** START **

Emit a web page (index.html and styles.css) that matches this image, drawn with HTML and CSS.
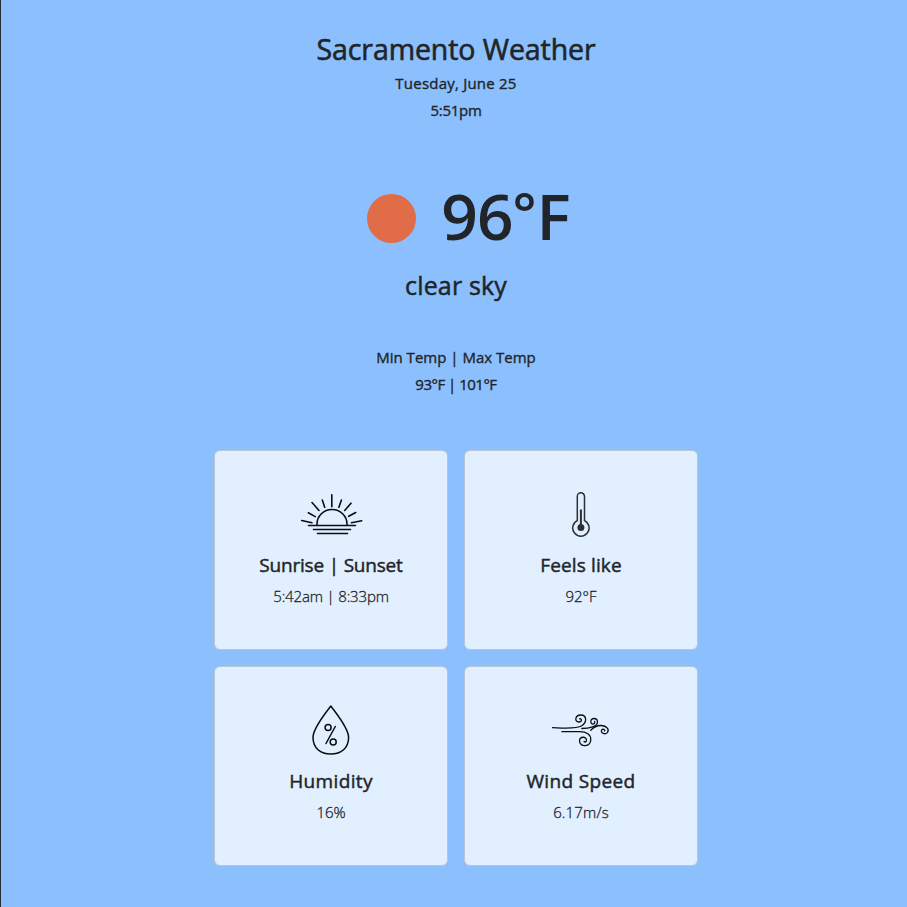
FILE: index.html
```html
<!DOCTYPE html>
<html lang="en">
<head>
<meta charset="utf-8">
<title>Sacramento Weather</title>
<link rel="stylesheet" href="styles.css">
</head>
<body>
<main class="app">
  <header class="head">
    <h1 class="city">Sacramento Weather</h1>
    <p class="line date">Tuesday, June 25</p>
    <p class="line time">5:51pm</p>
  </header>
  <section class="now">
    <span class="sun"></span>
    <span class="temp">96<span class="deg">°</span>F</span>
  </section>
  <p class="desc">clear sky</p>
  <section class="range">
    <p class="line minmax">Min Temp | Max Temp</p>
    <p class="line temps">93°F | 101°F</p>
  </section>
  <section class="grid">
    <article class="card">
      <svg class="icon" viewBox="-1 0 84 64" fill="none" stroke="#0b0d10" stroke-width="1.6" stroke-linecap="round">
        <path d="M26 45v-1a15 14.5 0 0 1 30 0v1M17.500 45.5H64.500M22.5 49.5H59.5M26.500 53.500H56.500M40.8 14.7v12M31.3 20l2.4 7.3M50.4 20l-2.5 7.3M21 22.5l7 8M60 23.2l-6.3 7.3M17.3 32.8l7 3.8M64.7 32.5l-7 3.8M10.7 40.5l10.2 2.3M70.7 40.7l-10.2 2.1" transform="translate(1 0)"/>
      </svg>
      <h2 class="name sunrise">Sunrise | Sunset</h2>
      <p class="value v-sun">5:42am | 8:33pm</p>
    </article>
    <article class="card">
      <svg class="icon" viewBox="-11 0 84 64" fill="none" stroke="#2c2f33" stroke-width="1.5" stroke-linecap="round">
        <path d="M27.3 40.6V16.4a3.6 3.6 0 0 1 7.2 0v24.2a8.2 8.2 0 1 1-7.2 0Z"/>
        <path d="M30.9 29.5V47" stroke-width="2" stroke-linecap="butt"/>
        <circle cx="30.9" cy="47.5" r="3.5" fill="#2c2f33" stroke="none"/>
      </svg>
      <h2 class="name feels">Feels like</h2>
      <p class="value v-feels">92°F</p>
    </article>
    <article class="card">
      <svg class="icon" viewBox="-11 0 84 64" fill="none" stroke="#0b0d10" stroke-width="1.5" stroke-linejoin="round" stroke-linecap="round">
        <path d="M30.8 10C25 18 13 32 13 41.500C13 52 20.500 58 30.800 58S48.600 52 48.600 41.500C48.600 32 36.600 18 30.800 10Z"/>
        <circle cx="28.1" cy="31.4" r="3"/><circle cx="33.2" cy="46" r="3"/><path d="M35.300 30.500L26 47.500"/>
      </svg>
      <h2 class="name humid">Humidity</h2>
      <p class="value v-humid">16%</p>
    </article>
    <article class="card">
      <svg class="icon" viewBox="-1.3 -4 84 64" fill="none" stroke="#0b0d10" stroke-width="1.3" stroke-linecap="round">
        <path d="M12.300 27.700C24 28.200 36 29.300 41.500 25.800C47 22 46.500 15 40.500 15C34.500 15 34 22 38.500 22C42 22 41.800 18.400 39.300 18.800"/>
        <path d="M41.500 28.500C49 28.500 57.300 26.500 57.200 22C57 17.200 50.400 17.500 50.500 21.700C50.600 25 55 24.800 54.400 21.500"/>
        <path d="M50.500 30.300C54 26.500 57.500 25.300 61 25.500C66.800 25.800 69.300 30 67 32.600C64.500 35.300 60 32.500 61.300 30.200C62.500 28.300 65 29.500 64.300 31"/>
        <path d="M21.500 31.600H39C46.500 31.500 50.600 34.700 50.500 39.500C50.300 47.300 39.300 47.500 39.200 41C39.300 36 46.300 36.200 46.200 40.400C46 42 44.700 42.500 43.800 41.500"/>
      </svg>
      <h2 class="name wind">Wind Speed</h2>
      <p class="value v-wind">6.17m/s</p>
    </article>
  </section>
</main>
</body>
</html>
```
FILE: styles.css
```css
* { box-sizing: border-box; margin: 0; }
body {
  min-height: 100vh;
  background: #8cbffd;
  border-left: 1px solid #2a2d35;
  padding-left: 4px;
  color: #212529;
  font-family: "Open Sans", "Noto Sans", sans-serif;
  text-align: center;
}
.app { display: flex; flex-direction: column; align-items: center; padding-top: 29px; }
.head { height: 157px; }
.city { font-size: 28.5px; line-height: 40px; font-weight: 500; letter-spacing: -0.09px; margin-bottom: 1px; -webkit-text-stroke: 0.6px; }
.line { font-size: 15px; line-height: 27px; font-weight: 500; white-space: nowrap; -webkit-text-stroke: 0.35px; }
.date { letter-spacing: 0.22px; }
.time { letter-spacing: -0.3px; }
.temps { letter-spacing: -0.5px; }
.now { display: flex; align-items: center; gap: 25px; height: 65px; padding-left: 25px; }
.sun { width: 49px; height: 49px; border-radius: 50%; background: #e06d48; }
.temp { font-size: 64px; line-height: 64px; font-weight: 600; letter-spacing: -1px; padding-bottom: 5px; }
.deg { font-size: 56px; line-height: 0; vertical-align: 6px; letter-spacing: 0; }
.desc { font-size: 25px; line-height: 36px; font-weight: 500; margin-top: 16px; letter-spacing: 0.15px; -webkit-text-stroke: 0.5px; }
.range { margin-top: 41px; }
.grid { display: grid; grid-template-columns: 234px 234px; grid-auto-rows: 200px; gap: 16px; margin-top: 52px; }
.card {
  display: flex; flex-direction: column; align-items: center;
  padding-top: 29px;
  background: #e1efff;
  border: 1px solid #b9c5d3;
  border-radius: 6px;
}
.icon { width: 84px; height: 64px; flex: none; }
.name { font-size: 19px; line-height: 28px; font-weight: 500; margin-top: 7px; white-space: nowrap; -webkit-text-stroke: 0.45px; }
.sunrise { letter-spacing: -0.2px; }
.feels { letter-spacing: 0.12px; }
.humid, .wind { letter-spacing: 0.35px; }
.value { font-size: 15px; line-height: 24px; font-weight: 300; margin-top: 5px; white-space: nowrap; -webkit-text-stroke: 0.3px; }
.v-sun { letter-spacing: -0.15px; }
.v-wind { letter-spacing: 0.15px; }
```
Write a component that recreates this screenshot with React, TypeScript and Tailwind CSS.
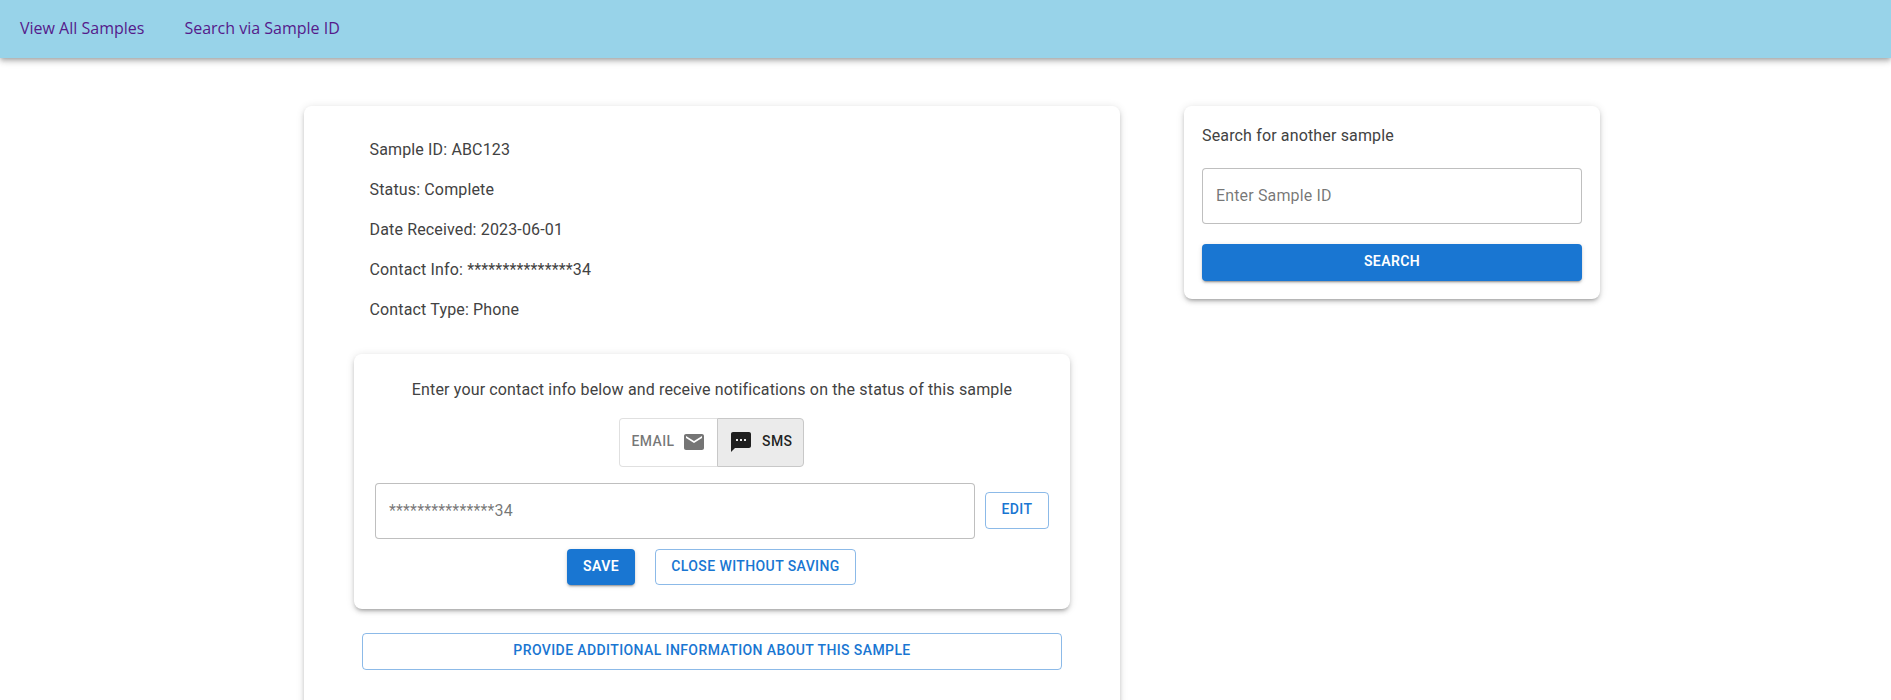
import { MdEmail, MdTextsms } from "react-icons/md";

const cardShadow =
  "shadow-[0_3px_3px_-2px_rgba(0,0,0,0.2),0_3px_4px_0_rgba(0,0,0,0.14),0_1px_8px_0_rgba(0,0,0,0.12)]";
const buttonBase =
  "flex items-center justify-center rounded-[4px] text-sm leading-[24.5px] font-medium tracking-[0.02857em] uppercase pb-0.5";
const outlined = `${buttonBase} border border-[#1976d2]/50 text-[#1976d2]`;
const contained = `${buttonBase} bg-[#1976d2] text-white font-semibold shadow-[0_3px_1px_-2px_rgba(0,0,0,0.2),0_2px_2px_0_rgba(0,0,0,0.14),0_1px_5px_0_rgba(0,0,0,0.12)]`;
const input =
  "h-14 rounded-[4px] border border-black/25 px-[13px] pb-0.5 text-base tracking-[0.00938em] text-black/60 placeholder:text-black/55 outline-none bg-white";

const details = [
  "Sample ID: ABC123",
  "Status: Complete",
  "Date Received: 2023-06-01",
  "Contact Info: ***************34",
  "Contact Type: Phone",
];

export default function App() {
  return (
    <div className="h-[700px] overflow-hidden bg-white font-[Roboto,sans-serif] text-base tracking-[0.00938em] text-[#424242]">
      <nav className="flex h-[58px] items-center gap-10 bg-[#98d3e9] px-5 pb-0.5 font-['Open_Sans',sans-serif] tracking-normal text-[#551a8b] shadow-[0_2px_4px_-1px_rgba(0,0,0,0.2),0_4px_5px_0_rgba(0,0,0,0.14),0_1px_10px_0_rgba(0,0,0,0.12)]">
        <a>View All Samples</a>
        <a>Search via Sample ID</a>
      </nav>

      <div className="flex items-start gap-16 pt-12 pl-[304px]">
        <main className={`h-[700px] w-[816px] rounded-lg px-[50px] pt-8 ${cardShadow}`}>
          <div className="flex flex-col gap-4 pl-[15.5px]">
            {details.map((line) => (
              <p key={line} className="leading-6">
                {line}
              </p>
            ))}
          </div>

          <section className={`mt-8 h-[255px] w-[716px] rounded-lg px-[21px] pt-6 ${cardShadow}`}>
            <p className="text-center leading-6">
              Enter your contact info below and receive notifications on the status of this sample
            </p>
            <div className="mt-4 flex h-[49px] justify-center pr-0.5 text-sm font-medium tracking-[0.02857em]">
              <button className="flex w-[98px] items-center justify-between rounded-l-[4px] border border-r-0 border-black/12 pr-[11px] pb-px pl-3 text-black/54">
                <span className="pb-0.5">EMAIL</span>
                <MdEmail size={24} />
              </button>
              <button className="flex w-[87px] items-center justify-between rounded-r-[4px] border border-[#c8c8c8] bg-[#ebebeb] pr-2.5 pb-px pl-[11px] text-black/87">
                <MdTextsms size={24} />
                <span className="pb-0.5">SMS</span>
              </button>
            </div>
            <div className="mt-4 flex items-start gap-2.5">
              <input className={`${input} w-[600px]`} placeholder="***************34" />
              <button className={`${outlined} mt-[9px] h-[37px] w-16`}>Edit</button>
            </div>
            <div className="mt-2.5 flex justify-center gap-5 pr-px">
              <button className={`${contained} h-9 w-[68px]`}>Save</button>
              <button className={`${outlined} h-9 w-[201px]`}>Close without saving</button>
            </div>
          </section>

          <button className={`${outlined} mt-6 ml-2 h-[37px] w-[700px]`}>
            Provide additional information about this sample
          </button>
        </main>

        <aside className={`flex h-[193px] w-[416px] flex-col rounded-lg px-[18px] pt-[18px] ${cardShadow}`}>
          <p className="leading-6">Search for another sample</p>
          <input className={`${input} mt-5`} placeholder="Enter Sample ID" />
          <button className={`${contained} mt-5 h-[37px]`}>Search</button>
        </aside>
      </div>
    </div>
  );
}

** END **

• **TASK REQUIREMENTS**
Pull every line containing the word "that" out of the material and copy it.

• **THE REPLY**
Emit a web page (index.html and styles.css) that matches this image, drawn with HTML and CSS.
Write a component that recreates this screenshot with React, TypeScript and Tailwind CSS.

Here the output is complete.